My sense of this year’s Budget is that it represented a gallant effort to muddle through until the next election is dealt with. It left me uncertain where the growth is going to come from, and how serious cutbacks can possibly be avoided for long.
Still, if the Government can succeed in making the election debate one of growth versus austerity, it will make life an awful lot easier for itself.
Finally, it is worth pointing out that, that despite its brilliance, the simple choice of “Growth over Austerity” is a stupid one.
What does “austerity” mean, anyway?
Cutting benefits
The Premier says she has chosen growth over austerity. But cutting spending to the point that a lot of public buses don’t work could easily be called austerity. So could delaying making pension contributions, or cutting benefits for senior citizens.
Looked at another way, is it “austerity” to cut waste, cost-overruns, and spending that isn’t accounted for, authorized or even needed?

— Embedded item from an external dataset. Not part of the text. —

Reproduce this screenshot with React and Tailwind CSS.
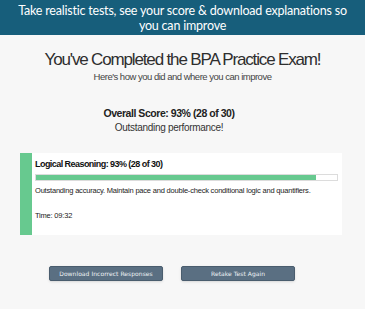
import React from "react";

const App = () => {
  return (
    <section className="w-[365px] h-[309px] bg-[#f7f7f7] overflow-hidden" style={{ fontFamily: '"Liberation Sans", Arial, sans-serif' }}>
      <header className="h-[35px] bg-[#175e7b] flex flex-col items-center justify-center text-white" style={{ fontFamily: 'Lato, "Open Sans", sans-serif' }}>
        <p className="text-[12.5px] leading-[15px] tracking-[-0.2px] text-center">
          Take realistic tests, see your score &amp; download explanations so
        </p>
        <p className="text-[12.5px] leading-[15px] tracking-[-0.2px] text-center">you can improve</p>
      </header>

      <div className="flex flex-col items-center text-[#333]">
        <h1 className="mt-[15px] text-[17px] leading-[20px] tracking-[-1.15px] text-[#2e2e2e]">
          You've Completed the BPA Practice Exam!
        </h1>
        <p className="mt-[1px] text-[9.5px] leading-[12px] tracking-[-0.5px] text-[#444]">
          Here's how you did and where you can improve
        </p>
        <div className="mr-[27px] flex flex-col items-center">
          <p className="mt-[24px] text-[10.5px] leading-[12px] font-bold tracking-[-0.45px] text-[#222]">
            Overall Score: 93% (28 of 30)
          </p>
          <p className="mt-[3px] text-[10px] leading-[12px] tracking-[-0.3px] text-[#333]">
            Outstanding performance!
          </p>
        </div>
      </div>

      <div className="mt-[19px] ml-[20px] w-[322px] h-[82px] flex bg-white">
        <div className="w-[12px] bg-[#67c98f]" />
        <div className="flex-1 pl-[3px] pr-[4px] pt-[6px]">
          <p className="text-[9px] leading-[11px] font-bold tracking-[-0.55px] text-[#111]">
            Logical Reasoning: 93% (28 of 30)
          </p>
          <div className="mt-[4px] h-[7px] border border-[#dcdcdc] bg-white">
            <div className="h-full bg-[#67c98f]" style={{ width: "93%" }} />
          </div>
          <p className="mt-[5px] text-[7.5px] leading-[10px] tracking-[-0.2px] text-[#222]">
            Outstanding accuracy. Maintain pace and double-check conditional logic and quantifiers.
          </p>
          <p className="mt-[15px] text-[7.5px] leading-[10px] tracking-[-0.2px] text-[#222]">Time: 09:32</p>
        </div>
      </div>

      <div className="mt-[31px] pl-[49px] flex gap-[18px]">
        <button className="w-[114px] h-[15px] rounded-[2px] bg-[#5a6f82] border border-[#4a5d6e] shadow-sm text-[6px] tracking-[0.05px] text-[#eef2f5]" style={{ fontFamily: '"DejaVu Sans", sans-serif' }}>
          Download Incorrect Responses
        </button>
        <button className="w-[114px] h-[15px] rounded-[2px] bg-[#5a6f82] border border-[#4a5d6e] shadow-sm text-[6px] tracking-[0.05px] text-[#eef2f5]" style={{ fontFamily: '"DejaVu Sans", sans-serif' }}>
          Retake Test Again
        </button>
      </div>
    </section>
  );
};

export default App;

Surely there is a difference between prudence and “austerity”, just as there is a difference between “growth” and extravagance and waste.
What’s more, cutting waste and trimming spending might be the only way to avoid extreme “austerity” cuts in the future.
There’s no question that Bermuda has dug itself into an economic hole.
It might have been avoided if we had been wiser in our spending in recent years. And it would have been much less severe if the world’s economy had not suffered a severe recession.
But the right way forward is surely neither austerity nor growth.
It is cutting where cuts can be made, while hurting individuals and jobs as little as possible. And it involves finding ways to grow our economy and attracting money to the island, without being extravagant and wasteful.
It’s a difficult mix. But getting out of an economic hole was never going to be easy — certainly not as easy as a simple, three-word slogan.